Below are the records; locate each line with the word "Output" and copy it.

(Entries with page source code)
•••

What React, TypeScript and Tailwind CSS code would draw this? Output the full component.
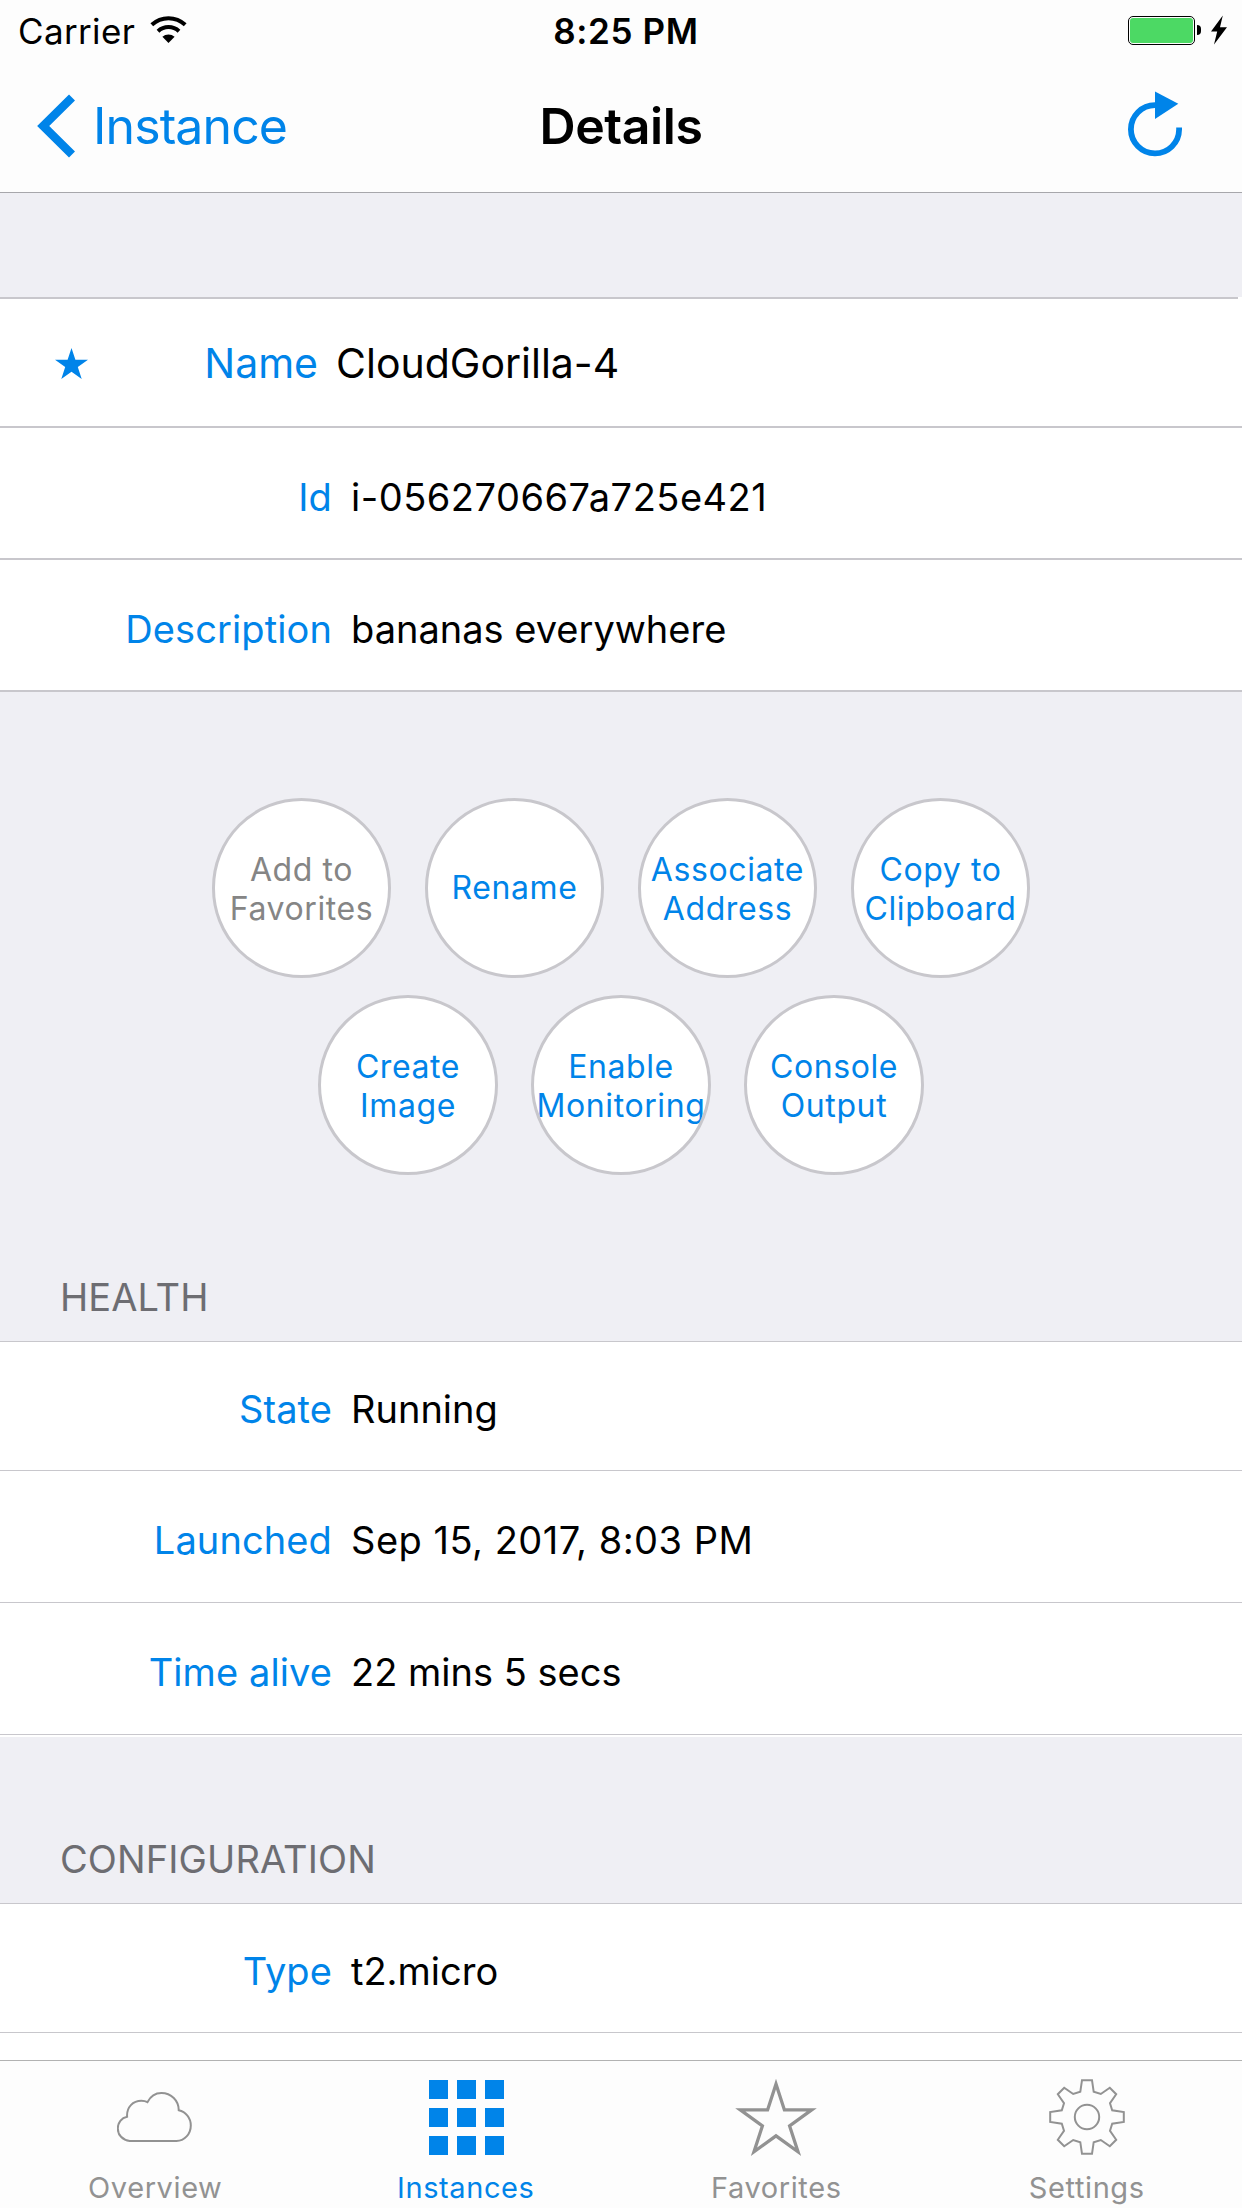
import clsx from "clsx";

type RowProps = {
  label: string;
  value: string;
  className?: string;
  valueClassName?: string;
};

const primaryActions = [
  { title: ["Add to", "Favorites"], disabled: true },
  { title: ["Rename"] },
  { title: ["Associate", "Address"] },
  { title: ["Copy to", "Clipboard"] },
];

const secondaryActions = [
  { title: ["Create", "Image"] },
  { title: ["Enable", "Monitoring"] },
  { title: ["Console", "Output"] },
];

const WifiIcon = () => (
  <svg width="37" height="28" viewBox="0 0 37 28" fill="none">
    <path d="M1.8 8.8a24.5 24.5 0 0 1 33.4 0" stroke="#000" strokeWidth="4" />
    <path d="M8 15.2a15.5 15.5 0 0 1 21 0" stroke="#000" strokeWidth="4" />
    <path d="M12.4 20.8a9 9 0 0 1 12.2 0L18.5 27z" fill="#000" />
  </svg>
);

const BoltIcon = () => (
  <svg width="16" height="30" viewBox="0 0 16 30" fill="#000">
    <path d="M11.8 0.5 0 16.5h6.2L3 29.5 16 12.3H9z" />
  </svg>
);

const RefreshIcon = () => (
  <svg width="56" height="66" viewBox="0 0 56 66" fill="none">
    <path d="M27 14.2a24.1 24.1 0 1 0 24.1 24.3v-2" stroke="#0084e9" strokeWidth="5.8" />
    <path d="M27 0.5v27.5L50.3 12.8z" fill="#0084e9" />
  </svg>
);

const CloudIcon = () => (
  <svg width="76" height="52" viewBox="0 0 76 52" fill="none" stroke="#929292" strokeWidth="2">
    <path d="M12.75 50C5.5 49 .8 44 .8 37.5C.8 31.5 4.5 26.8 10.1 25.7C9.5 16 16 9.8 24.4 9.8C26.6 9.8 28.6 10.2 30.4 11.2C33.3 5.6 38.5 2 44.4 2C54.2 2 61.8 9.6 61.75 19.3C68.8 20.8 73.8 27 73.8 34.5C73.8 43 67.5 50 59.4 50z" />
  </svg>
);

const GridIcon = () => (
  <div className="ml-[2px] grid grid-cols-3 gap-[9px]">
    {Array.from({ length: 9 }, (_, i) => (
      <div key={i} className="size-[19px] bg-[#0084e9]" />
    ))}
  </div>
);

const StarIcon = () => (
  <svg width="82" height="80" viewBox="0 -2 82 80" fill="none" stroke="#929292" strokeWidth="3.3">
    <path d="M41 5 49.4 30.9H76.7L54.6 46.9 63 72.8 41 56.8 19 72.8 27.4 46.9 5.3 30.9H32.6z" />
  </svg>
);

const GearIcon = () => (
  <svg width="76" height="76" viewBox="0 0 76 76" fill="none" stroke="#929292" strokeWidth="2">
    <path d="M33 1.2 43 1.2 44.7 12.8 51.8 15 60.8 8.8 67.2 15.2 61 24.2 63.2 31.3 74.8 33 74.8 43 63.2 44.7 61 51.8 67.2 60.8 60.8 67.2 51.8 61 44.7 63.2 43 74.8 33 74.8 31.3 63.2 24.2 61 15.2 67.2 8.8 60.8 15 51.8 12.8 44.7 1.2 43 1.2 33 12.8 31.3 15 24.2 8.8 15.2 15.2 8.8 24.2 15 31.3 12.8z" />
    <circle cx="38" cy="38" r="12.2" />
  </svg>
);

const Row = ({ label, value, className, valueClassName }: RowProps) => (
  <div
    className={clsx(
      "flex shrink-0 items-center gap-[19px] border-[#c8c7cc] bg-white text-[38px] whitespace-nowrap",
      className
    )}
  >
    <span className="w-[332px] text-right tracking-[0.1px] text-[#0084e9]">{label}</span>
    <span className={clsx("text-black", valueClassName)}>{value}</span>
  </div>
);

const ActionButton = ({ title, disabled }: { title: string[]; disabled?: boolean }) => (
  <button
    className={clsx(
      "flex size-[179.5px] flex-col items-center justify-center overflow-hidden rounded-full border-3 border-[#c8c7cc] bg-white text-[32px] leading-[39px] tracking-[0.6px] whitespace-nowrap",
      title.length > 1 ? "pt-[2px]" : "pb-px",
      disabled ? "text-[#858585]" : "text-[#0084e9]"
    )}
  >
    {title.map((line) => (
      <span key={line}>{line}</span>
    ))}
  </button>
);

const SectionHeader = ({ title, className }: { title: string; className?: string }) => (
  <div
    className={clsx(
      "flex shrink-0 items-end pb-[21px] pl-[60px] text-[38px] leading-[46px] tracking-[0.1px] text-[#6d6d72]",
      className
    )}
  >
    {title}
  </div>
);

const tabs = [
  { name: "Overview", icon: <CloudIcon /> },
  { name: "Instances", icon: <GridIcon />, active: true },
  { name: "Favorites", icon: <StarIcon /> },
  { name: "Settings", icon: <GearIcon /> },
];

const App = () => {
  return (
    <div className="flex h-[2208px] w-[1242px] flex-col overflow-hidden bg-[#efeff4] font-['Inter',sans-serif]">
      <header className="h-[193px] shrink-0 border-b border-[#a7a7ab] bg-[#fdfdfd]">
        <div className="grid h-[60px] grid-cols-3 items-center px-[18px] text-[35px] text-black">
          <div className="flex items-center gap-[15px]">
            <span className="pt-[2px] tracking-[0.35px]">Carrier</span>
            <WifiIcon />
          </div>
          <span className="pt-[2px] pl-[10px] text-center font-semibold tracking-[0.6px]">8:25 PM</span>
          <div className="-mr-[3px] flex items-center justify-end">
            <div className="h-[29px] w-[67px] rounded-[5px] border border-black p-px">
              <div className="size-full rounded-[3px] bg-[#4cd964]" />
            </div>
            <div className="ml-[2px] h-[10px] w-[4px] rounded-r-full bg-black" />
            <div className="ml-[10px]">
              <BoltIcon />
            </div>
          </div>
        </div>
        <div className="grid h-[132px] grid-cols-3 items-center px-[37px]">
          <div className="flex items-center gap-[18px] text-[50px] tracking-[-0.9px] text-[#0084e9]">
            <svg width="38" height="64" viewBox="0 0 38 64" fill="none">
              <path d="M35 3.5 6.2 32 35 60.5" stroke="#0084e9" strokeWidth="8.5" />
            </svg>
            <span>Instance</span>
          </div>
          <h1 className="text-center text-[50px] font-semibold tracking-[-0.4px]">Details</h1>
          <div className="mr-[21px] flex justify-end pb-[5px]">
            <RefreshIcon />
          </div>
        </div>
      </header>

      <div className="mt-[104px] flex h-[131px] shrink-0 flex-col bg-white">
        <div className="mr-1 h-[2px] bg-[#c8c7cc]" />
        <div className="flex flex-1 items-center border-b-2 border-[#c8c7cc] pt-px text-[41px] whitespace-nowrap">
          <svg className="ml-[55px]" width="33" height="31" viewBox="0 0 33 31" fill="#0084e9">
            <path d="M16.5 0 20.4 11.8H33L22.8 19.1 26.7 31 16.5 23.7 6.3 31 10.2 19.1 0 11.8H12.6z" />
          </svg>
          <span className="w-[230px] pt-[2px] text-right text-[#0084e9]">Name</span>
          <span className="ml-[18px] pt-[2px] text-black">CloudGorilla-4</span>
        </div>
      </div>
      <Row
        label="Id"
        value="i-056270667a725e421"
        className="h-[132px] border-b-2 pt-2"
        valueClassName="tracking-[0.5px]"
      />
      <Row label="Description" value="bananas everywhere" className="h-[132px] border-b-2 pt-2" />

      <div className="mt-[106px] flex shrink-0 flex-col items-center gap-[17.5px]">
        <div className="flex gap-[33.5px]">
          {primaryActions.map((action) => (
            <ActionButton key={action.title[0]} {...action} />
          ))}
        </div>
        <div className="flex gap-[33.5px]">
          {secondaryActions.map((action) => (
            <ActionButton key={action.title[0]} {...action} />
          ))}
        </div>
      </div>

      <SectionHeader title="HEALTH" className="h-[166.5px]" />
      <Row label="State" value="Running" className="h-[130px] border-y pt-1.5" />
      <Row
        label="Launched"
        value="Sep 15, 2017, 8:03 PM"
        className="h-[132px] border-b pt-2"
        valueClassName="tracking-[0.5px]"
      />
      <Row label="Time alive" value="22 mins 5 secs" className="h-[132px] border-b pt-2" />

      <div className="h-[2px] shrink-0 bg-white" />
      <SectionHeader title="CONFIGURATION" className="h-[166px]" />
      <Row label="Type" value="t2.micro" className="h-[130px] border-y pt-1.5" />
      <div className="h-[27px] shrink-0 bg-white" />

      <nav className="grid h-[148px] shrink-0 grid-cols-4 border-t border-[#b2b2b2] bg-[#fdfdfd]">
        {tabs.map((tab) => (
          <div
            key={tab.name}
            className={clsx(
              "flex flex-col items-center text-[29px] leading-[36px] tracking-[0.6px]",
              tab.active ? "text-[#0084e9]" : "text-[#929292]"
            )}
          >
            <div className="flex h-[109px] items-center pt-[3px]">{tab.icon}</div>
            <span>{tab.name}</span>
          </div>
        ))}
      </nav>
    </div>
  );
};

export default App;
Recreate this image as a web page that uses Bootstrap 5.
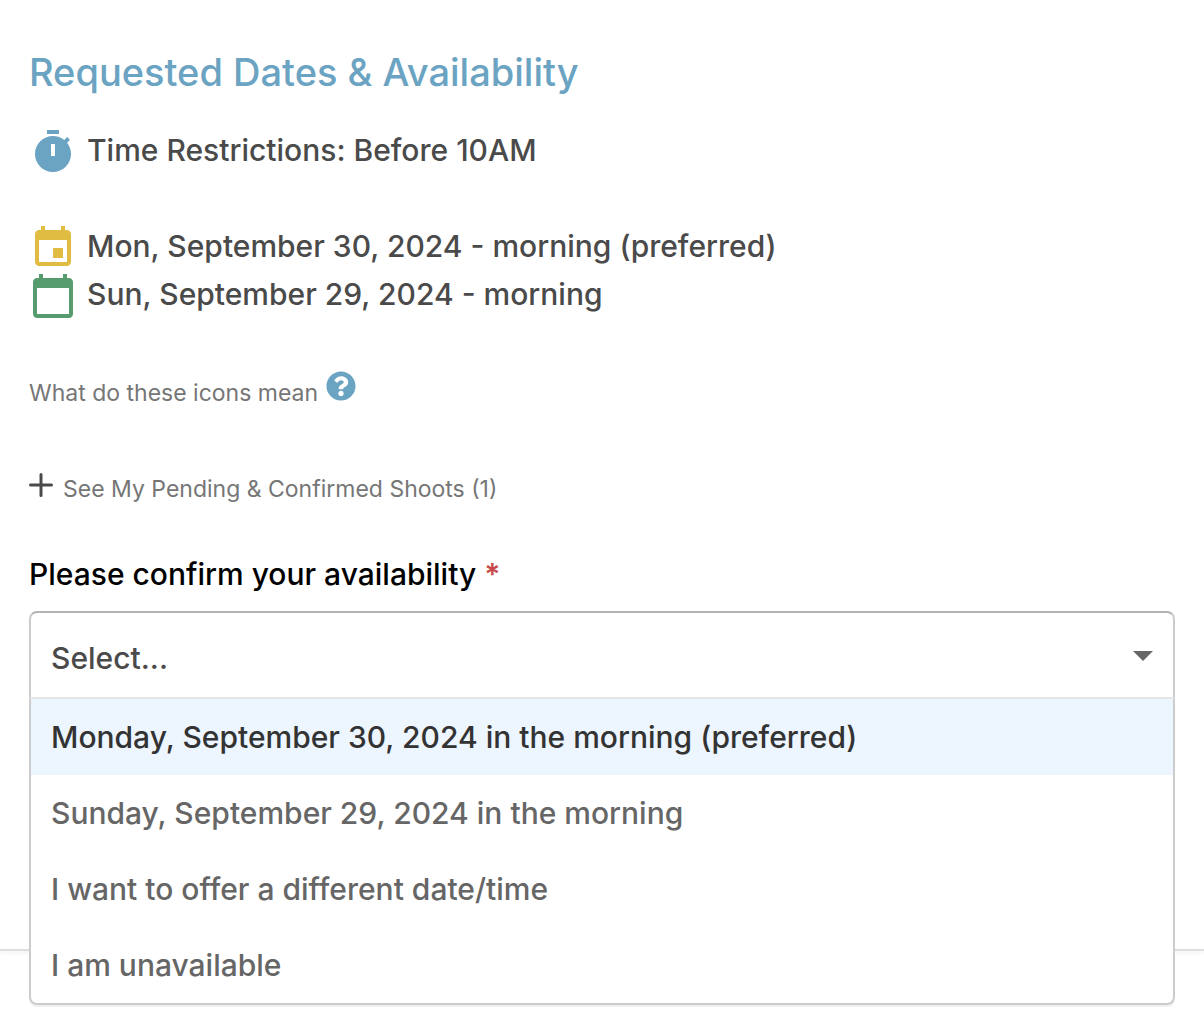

•••

WRITTEN ANSWER:
What React, TypeScript and Tailwind CSS code would draw this? Output the full component.
  { title: ["Console", "Output"] },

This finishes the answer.